The hype is beginning to gather, making a reality check a necessity, and demanding an answer to three snags, two physical and one strategic. Beef Or Salmon is a very poor walker, has virtually no tail, and his jumping experience is desperately limited for the ordeal ahead.

The trainer is dismissive of the first, sanguine about the second and optimistic on the third. “He just walks stiff when he comes out of the box,” Hourigan says. “He soon loosens up. He hardly has any tail, a good horse should have a good tail but he must be the exception. As for his jumping, sure he will do some learning but like all my horses he did so much jumping before he ran in his point-to-point that he can do it as natural as walking.”

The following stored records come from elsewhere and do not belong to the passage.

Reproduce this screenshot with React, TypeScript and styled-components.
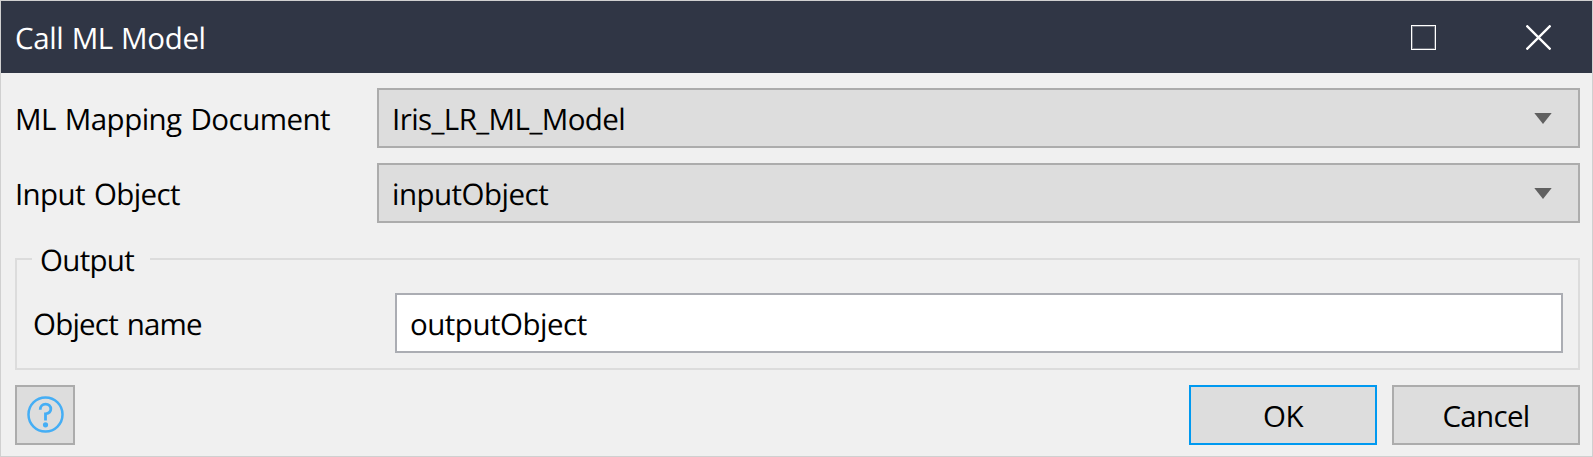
import React from "react";
import styled, { createGlobalStyle } from "styled-components";

const GlobalStyle = createGlobalStyle`
  * { box-sizing: border-box; }
  body { margin: 0; background: #f0f0f0; }
`;

const Dialog = styled.div`
  display: flex;
  flex-direction: column;
  width: 100%;
  height: 457px;
  border: 1px solid #d0d0d0;
  background: #f0f0f0;
  color: #000;
  font-family: "Open Sans", "Segoe UI", sans-serif;
  font-size: 29.5px;
  line-height: 40px;
  text-rendering: geometricPrecision;
`;

const TitleBar = styled.header`
  display: flex;
  align-items: center;
  justify-content: space-between;
  height: 72px;
  padding: 0 41px 0 14px;
  background: #303645;
  color: #fff;
`;

const WindowControls = styled.div`
  display: flex;
  align-items: center;
  gap: 90px;
  svg { display: block; }
`;

const Text = styled.span<{ $spacing?: number; $word?: number }>`
  padding-top: 2px;
  white-space: pre;
  letter-spacing: ${(p) => p.$spacing ?? 0}px;
  word-spacing: ${(p) => p.$word ?? 0}px;
`;

const Body = styled.main`
  display: flex;
  flex-direction: column;
  padding: 15px 12px 0 14px;
`;

const Row = styled.div`
  display: grid;
  grid-template-columns: 362px 1fr;
  align-items: center;
  height: 60px;
  & + & { margin-top: 15px; }
`;

const Select = styled.div`
  display: flex;
  align-items: center;
  justify-content: space-between;
  height: 60px;
  padding: 0 26px 0 13px;
  border: 2px solid #acacac;
  background: #dddddd;
  svg { display: block; }
`;

const Field = styled.div`
  display: flex;
  align-items: center;
  height: 60px;
  padding: 0 13px;
  border: 2px solid #abadb3;
  background: #fff;
`;

const Group = styled.fieldset`
  min-width: 0;
  margin: 16px 0 0;
  padding: 14px 15px 15px 16px;
  border: 2px solid #dcdcdc;
`;

const Legend = styled.legend`
  display: flex;
  width: 118px;
  height: 40px;
  margin-left: -1px;
  padding: 0 0 0 8px;
  line-height: 38px;
`;

const Footer = styled.footer`
  display: flex;
  gap: 15px;
  margin-top: 15px;
`;

const Button = styled.button<{ $primary?: boolean; $square?: boolean }>`
  display: flex;
  align-items: center;
  justify-content: center;
  width: ${(p) => (p.$square ? 60 : 188)}px;
  height: 60px;
  margin-right: ${(p) => (p.$square ? "auto" : "0")};
  padding: 0;
  border: 2px solid ${(p) => (p.$primary ? "#0099f0" : "#acacac")};
  background: #dddddd;
  color: #000;
  font: inherit;
`;

const Arrow = () => (
  <svg width="18" height="12" viewBox="0 0 18 12">
    <path d="M0.3 1H17.7L9 12Z" fill="#606060" />
  </svg>
);

export default function App() {
  return (
    <>
      <GlobalStyle />
      <Dialog>
        <TitleBar>
          <Text $spacing={-0.35} $word={0.9}>Call ML Model</Text>
          <WindowControls>
            <svg width="25" height="25" viewBox="0 0 25 25" fill="none">
              <rect x="1.5" y="1.5" width="22" height="22" stroke="#696d78" />
              <rect x="0.5" y="0.5" width="24" height="24" stroke="#fff" />
            </svg>
            <svg width="25" height="25" viewBox="0 0 25 25">
              <path d="M0.5 0.5L24.5 24.5M24.5 0.5L0.5 24.5" stroke="#fff" strokeWidth="2.3" />
            </svg>
          </WindowControls>
        </TitleBar>
        <Body>
          <Row>
            <Text $spacing={-0.54} $word={1.8}>ML Mapping Document</Text>
            <Select>
              <Text $spacing={-0.58}>Iris_LR_ML_Model</Text>
              <Arrow />
            </Select>
          </Row>
          <Row>
            <Text $spacing={-0.62} $word={2}>Input Object</Text>
            <Select>
              <Text $spacing={-0.52}>inputObject</Text>
              <Arrow />
            </Select>
          </Row>
          <Group>
            <Legend>
              <Text $spacing={-0.7}>Output</Text>
            </Legend>
            <Row>
              <Text $spacing={-0.8} $word={2}>Object name</Text>
              <Field>
                <Text $spacing={-0.5}>outputObject</Text>
              </Field>
            </Row>
          </Group>
          <Footer>
            <Button $square aria-label="Help">
              <svg width="38" height="38" viewBox="0 0 38 38" fill="none" stroke="#45aef5">
                <circle cx="19.5" cy="18.5" r="17" strokeWidth="2.5" />
                <path d="M14.2 13.8C14.2 10.4 16.4 8.2 19.6 8.2C22.8 8.2 24.8 10.3 24.8 13.1C24.8 16.4 22.4 17.6 19.5 17.8V24.6" strokeWidth="2.8" />
                <circle cx="19.5" cy="28.8" r="2.6" fill="#45aef5" stroke="none" />
              </svg>
            </Button>
            <Button $primary>
              <Text $spacing={-0.6}>OK</Text>
            </Button>
            <Button>
              <Text $spacing={-0.7}>Cancel</Text>
            </Button>
          </Footer>
        </Body>
      </Dialog>
    </>
  );
}
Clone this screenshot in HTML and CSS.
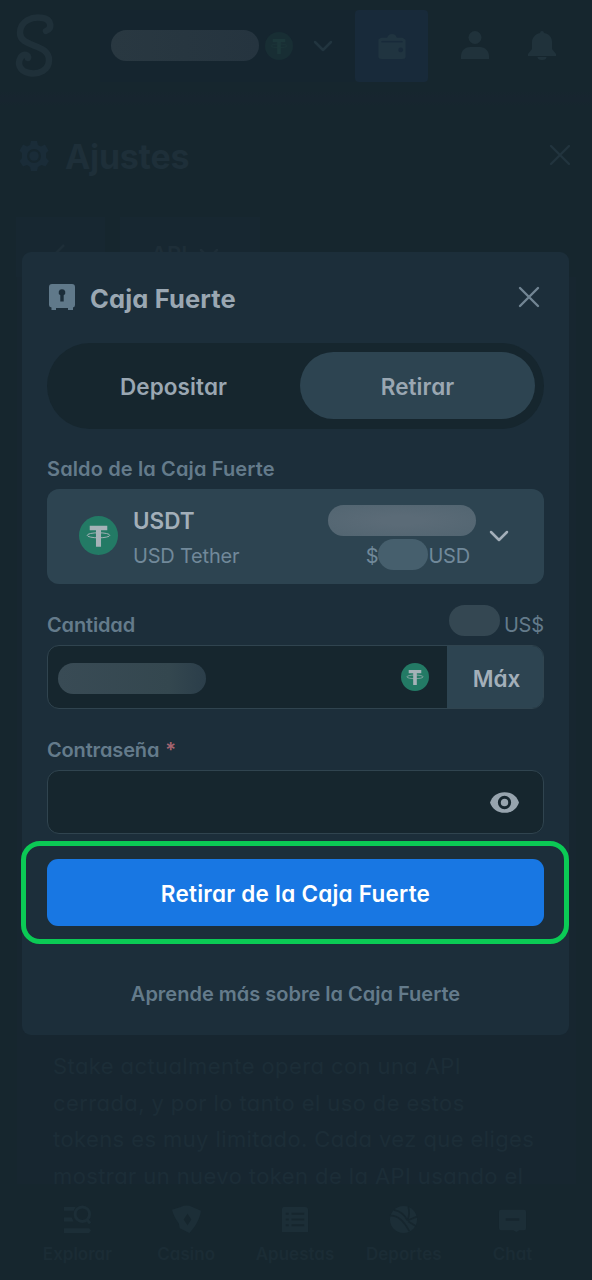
FILE: index.html
```html
<!DOCTYPE html>
<html lang="es">
<head>
<meta charset="utf-8">
<title>Caja Fuerte</title>
<link rel="stylesheet" href="styles.css">
</head>
<body>
<svg width="0" height="0" class="defs" aria-hidden="true">
  <symbol id="tether" viewBox="0 0 40 40">
    <circle cx="20" cy="20" r="20" fill="var(--coin)"/>
    <path d="M11 10h18v4.600h-6.400v17h-5.200v-17H11z" fill="var(--mark)"/>
    <ellipse cx="20" cy="19.800" rx="11.600" ry="2.600" fill="none" stroke="var(--mark)" stroke-width="1"/>
  </symbol>
  <symbol id="cross" viewBox="0 0 22 22"><path d="M2 2l18 18M20 2L2 20" fill="none" stroke="currentColor" stroke-width="2.400" stroke-linecap="round"/></symbol>
  <symbol id="chevron" viewBox="0 0 20 12"><path d="M2 2l8 8 8-8" fill="none" stroke="currentColor" stroke-width="2.500" stroke-linecap="round" stroke-linejoin="round"/></symbol>
</svg>
<div class="app">
  <header class="topbar">
    <svg class="logo" viewBox="0 0 40 64"><path d="M31 17C38 15 36 5 28 4C17 2 5 7 5 19C5 34 34 29 34 46C34 56 24 61 14 59C4 57 2 49 6 43C9 39 14 41 13 44" fill="none" stroke="currentColor" stroke-width="6.500" stroke-linecap="round"/></svg>
    <div class="balance">
      <span class="mask mask-top"></span>
      <svg class="coin-dim"><use href="#tether"/></svg>
      <svg class="chev-dim"><use href="#chevron"/></svg>
    </div>
    <div class="wallet"><svg viewBox="0 0 30 28"><path d="M1 6.500L4 5h6q1-4 5-4t5 4h6l3 2v18q0 2-3 2H4q-3 0-3-2z" fill="currentColor"/><path d="M4 9h22" stroke="#182a3a" stroke-width="1.500"/><circle cx="24" cy="17.500" r="2.500" fill="#182a3a"/></svg></div>
    <svg class="user" viewBox="0 0 28 28"><circle cx="14" cy="6.500" r="6.500" fill="currentColor"/><path d="M0 28v-3c0-6 5-9 9-9h10c5 0 9 4 9 9v3z" fill="currentColor"/></svg>
    <svg class="bell" viewBox="0 0 28 29"><path d="M12 2a2 2 0 0 1 4 0c6 1 8 5 8 9v7l4 5v2H0v-2l4-5v-7c0-4 3-8 8-9zM9.500 26h9a4.500 3 0 0 1-9 0z" fill="currentColor"/></svg>
  </header>
  <div class="settings">
    <svg class="gear" viewBox="0 0 30 30"><path d="M12 0h6l1 4 3 1.500 4-2 3.500 6L27 12v5l3 3-3.500 5.500-4-1.500-3.500 2-1 4h-6l-1-4-3-2-4 1.500L.5 20 3 17v-5L.5 9.500 4 3.500l4 2L11 4z" fill="currentColor"/><circle cx="15" cy="15" r="7" fill="#16262e"/><circle cx="15" cy="15" r="4.800" fill="currentColor"/></svg>
    <h1>Ajustes</h1>
    <svg class="settings-x"><use href="#cross"/></svg>
  </div>
  <div class="tabs"><div class="tab tab-back"><svg viewBox="0 0 12 20"><path d="M10 2l-8 8 8 8" fill="none" stroke="currentColor" stroke-width="2.500"/></svg></div><div class="tab tab-api"><span>API</span><svg><use href="#chevron"/></svg></div></div>
  <section class="panel">
    <p>Stake actualmente opera con una API<br>cerrada, y por lo tanto el uso de estos<br>tokens es muy limitado. Cada vez que eliges<br>mostrar un nuevo token de la API usando el</p>
  </section>
  <nav class="bottom">
    <div class="item"><svg viewBox="0 0 30 30"><path d="M1 2h12l-2 4H1zM1 13h8l2 4H1zM1 24h26l2 2.500-2 2.500H1z" fill="currentColor"/><circle cx="20" cy="9.500" r="7.500" fill="none" stroke="currentColor" stroke-width="3"/><path d="M24.500 14.500L28 19" stroke="currentColor" stroke-width="3"/></svg><span>Explorar</span></div>
    <div class="item"><svg viewBox="0 0 30 30"><path d="M0 5l9-3q6-3 12 0l9 4q-1 8-7 17l-5 6-10-5-1-5Q2 13 0 5z" fill="currentColor"/><path d="M16 9l4 6-4 6-4-6z" fill="#16262e"/></svg><span>Casino</span></div>
    <div class="item"><svg viewBox="0 0 30 30"><path d="M4 2h22q3 0 3 3v23H2V5q0-3 2-3z" fill="currentColor"/><path d="M6 9h3m3 0h13M6 15h3m3 0h13M6 21h3m3 0h13" stroke="#16262e" stroke-width="2"/></svg><span>Apuestas</span></div>
    <div class="item"><svg viewBox="0 0 30 30"><circle cx="15" cy="15" r="14" fill="currentColor"/><path d="M1 11q11-1 20 16M5 5q10 2 14 11M19 16q3-7 1-14M19 16l10-4M20 17l8 5" fill="none" stroke="#16262e" stroke-width="1.800"/></svg><span>Deportes</span></div>
    <div class="item"><svg viewBox="0 0 30 30"><path d="M3 5h24q2 0 2 2v17q0 2-2 2h-5l-3 2-3-2H3q-2 0-2-2V7q0-2 2-2z" fill="currentColor"/><path d="M8 15h14" stroke="#16262e" stroke-width="2.500"/></svg><span>Chat</span></div>
  </nav>
</div>

<main class="modal">
  <div class="modal-head">
    <svg class="safe" viewBox="0 0 26 26"><path d="M3 0h20q3 0 3 3v18q0 2-2 2.500V26h-5v-2H7v2H2.500v-2.500Q0 23 0 21V3q0-3 3-3z" fill="#60798a"/><path d="M13 5.200a3.200 3.200 0 0 1 1.700 6V17.500h-3.400v-6.300A3.200 3.200 0 0 1 13 5.200z" fill="#1c2e3a"/></svg>
    <h2>Caja Fuerte</h2>
    <svg class="close"><use href="#cross"/></svg>
  </div>
  <div class="switch"><div class="opt">Depositar</div><div class="opt active">Retirar</div></div>
  <div class="label l-saldo"><span>Saldo de la Caja Fuerte</span></div>
  <div class="currency">
    <svg class="coin"><use href="#tether"/></svg>
    <div class="names"><strong>USDT</strong><span>USD Tether</span></div>
    <div class="amounts"><span class="mask mask-amt"></span><div class="usd"><span>$</span><span class="mask mask-usd"></span><span>USD</span></div></div>
    <svg class="chev"><use href="#chevron"/></svg>
  </div>
  <div class="label l-cant"><span>Cantidad</span><div class="fiat"><span class="mask mask-fiat"></span><span>US$</span></div></div>
  <div class="field amount"><span class="mask mask-in"></span><svg class="coin-sm"><use href="#tether"/></svg><div class="max"><span>Máx</span></div></div>
  <div class="label l-pass"><span>Contraseña</span><span class="star">*</span></div>
  <div class="field pass"><svg viewBox="0 0 28 20"><path d="M14 0C21 0 26 4 28 10c-2 6-7 10-14 10S2 16 0 10C2 4 7 0 14 0z" fill="#97a4ae"/><circle cx="14" cy="10" r="5" fill="none" stroke="#16262e" stroke-width="2.800"/></svg></div>
  <div class="submit"><span>Retirar de la Caja Fuerte</span><div class="ring"></div></div>
  <div class="learn"><span>Aprende más sobre la Caja Fuerte</span></div>
</main>
</body>
</html>
```
FILE: styles.css
```css
* { box-sizing: border-box; }
body { margin: 0; width: 592px; height: 1280px; overflow: hidden; position: relative; background: #16262e; font-family: Inter, "Open Sans", sans-serif; font-feature-settings: "cv11"; color: #9aa7b2; --coin: #237a65; --mark: #a5b2b8; }
svg { display: block; flex: none; }
.defs { position: absolute; }
span, h1, h2, strong { white-space: nowrap; }
.mask { display: block; flex: none; height: 31px; border-radius: 16px; }

.app { height: 1280px; display: flex; flex-direction: column; }
.topbar { height: 105px; flex: none; display: flex; align-items: flex-start; color: #20313a; background: linear-gradient(#16262e 0 90px, #17252f 98px 102px, #16262e); }
.logo { width: 40px; height: 64px; margin: 14px 0 0 15px; color: #1f3039; }
.balance { width: 255px; height: 72px; margin: 10px 0 0 45px; padding-left: 11px; display: flex; align-items: center; background: #15252f; }
.mask-top { width: 148px; margin-top: -2px; background: linear-gradient(90deg, #293841, #25343f); }
.coin-dim { width: 28px; height: 28px; margin-left: 6px; --coin: #182e34; --mark: #1c373a; }
.chev-dim { width: 20px; height: 12px; margin-left: 20px; color: #22353f; }
.wallet { width: 73px; height: 72px; margin-top: 10px; padding: 23px 0 0 22px; background: #182a3a; border-radius: 4px; color: #203440; }
.wallet svg { width: 30px; height: 27px; }
.user { width: 28px; height: 28px; margin: 31px 0 0 33px; color: #20323b; }
.bell { width: 28px; height: 29px; margin: 31px 0 0 39px; color: #20323b; }
.settings { height: 112px; flex: none; display: flex; padding: 36px 21px 0 19px; color: #1d2e39; }
.gear { width: 30px; height: 30px; color: #1a2c38; }
.settings h1 { margin: -5px 0 0 16px; font-size: 34px; line-height: 42px; font-weight: 700; letter-spacing: -.3px; color: #1e2f39; }
.settings-x { width: 22px; height: 22px; margin: 3px 0 0 auto; color: #22343e; }
.tabs { height: 60px; flex: none; display: flex; gap: 15px; padding-left: 16px; }
.tab { height: 60px; background: #172731; display: flex; color: #1e2e38; }
.tab-back { width: 89px; padding: 26px 0 0 38px; }
.tab-back svg { width: 12px; height: 20px; }
.tab-api { width: 140px; padding: 24px 0 0 31px; gap: 12px; font-size: 22px; line-height: 26px; font-weight: 600; }
.tab-api svg { width: 20px; height: 12px; margin-top: 7px; }
.panel { flex: 1; margin: 0 16px 0 17px; padding: 771px 0 0 36px; background: linear-gradient(#172630, #172630) no-repeat 0 0 / 100% calc(100% - 12px); }
.panel p { margin: 0; font-size: 22px; line-height: 36.600px; letter-spacing: .4px; white-space: nowrap; color: #1c2d37; }
.bottom { height: 84px; flex: none; display: flex; padding: 9px 25px 0 23px; color: #1c2e37; }
.item { flex: 1; display: flex; flex-direction: column; align-items: center; font-size: 17px; line-height: 22px; font-weight: 600; }
.item svg { width: 29px; height: 29px; margin-bottom: 9px; }
.item span { color: #1b2c35; }

.modal { position: absolute; left: 22px; top: 252px; width: 547px; height: 783px; padding: 0 25px; display: flex; flex-direction: column; background: #1c2e3a; border-radius: 9px; }
.modal-head { height: 91px; flex: none; display: flex; padding: 32px 4px 0 2px; }
.safe { width: 26px; height: 26px; }
h2 { margin: -1px 0 0 15px; font-size: 25.500px; line-height: 31px; font-weight: 700; letter-spacing: .15px; }
.close { width: 22px; height: 22px; margin: 2px 0 0 auto; color: #718593; }
.switch { height: 86px; flex: none; display: flex; padding: 9px; border-radius: 43px; background: #16262e; }
.opt { width: 244px; height: 67px; padding: 2px 9px 0 0; display: flex; align-items: center; justify-content: center; border-radius: 34px; font-size: 22.500px; font-weight: 600; letter-spacing: .1px; }
.active { width: 235px; padding-right: 0; background: #2d4451; }
.label { flex: none; display: flex; align-items: flex-end; font-size: 20px; line-height: 24px; font-weight: 600; color: #647b8b; }
.l-saldo { height: 60px; padding-bottom: 8px; letter-spacing: .13px; }
.currency { height: 95px; flex: none; display: flex; padding-left: 32px; background: #2d4451; border-radius: 12px; }
.coin { width: 39px; height: 39px; margin-top: 27px; }
.names { width: 195px; margin: 17px 0 0 15px; display: flex; flex-direction: column; gap: 6px; }
strong { font-size: 22.500px; line-height: 29px; font-weight: 600; color: #a3afb9; }
.names > span, .usd { font-size: 20px; line-height: 30px; letter-spacing: -.2px; color: #71899a; }
.amounts { width: 148px; margin-top: 16px; display: flex; flex-direction: column; gap: 3px; }
.mask-amt { width: 148px; background: radial-gradient(ellipse at center, #5b6b77 20%, #526571 100%); }
.usd { display: flex; justify-content: flex-end; padding-right: 6px; }
.usd span:not(.mask) { padding-top: 2px; }
.mask-usd { width: 50px; background: #465f6d; }
.chev { width: 20px; height: 12px; margin: 41px 0 0 13px; color: #a3afb9; }
.l-cant { height: 61px; padding-bottom: 8px; justify-content: space-between; letter-spacing: -.15px; }
.fiat { display: flex; gap: 4px; font-weight: 400; height: 24px; }
.mask-fiat { width: 51px; margin-top: -8px; background: #344752; }
.field { height: 64px; flex: none; display: flex; background: #16262e; border: 1px solid #30444f; border-radius: 12px; overflow: hidden; }
.amount { padding-left: 10px; }
.mask-in { width: 148px; margin-top: 17px; background: linear-gradient(90deg, #394b55, #34474f 75%, #2b3e4a); }
.coin-sm { width: 28px; height: 28px; margin: 17px 18px 0 auto; }
.max { width: 97px; height: 64px; margin: -1px -1px 0 0; padding: 2px 0 0 2px; display: flex; align-items: center; justify-content: center; background: #2d4451; font-size: 22.500px; font-weight: 600; color: #a3afb9; }
.l-pass { height: 61px; padding-bottom: 8px; letter-spacing: -.15px; }
.star { margin-left: 6px; color: #a66570; }
.pass { padding: 21px 0 0 442px; }
.pass svg { width: 29px; height: 21px; }
.submit { position: relative; height: 67px; margin-top: 25px; flex: none; display: flex; align-items: center; justify-content: center; background: #1877e3; border-radius: 11px; color: #fff; font-size: 22.500px; font-weight: 600; letter-spacing: .24px; padding-top: 1px; }
.ring { position: absolute; inset: -18px -25px -18px -26px; border: 5px solid #0bca55; border-radius: 19px; }
.learn { margin-top: 56px; text-align: center; font-size: 20px; line-height: 24px; font-weight: 600; color: #647b8b; }
```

An hour earlier I had been loaded up on a huge, loping puppy of a four-year-old to experience the way Hourigan would have handled Beef Or Salmon in his early days. Our half-dozen animals would have already spent half an hour on the horse walker before our little group mounted up and went to hack so many laps of the quarter-mile sand circuit that cramp began to grip the inside leg. “It’s plenty of work but we just go quietly,” says Hourigan as he sponges his young hopeful afterwards before returning him to the horse walker. “Yet this `hoss’ has already done lots of jumping and come April he will probably win his point-to-point straight up.”

Beef Or Salmon is a superb advert for Hourigan’s system but it still depends on a flair which the orthodox would fear to follow. For instance, now he has started to actually race over fences, Beef Or Salmon’s jumping `homework’ is over. “I won’t school him between races,” Hourigan says. “He knows how to jump. When he gets there I want him to be just that bit keen and nervous for what is coming.”

For at heart, Michael Hourigan remains an instinctive, he likes to work not just with his hands but his eyes. “Tis like looking at a girl,” he says with a naughty twinkle in that bold, battered-potato face. “You want something to catch you, to make you say `what was that’.”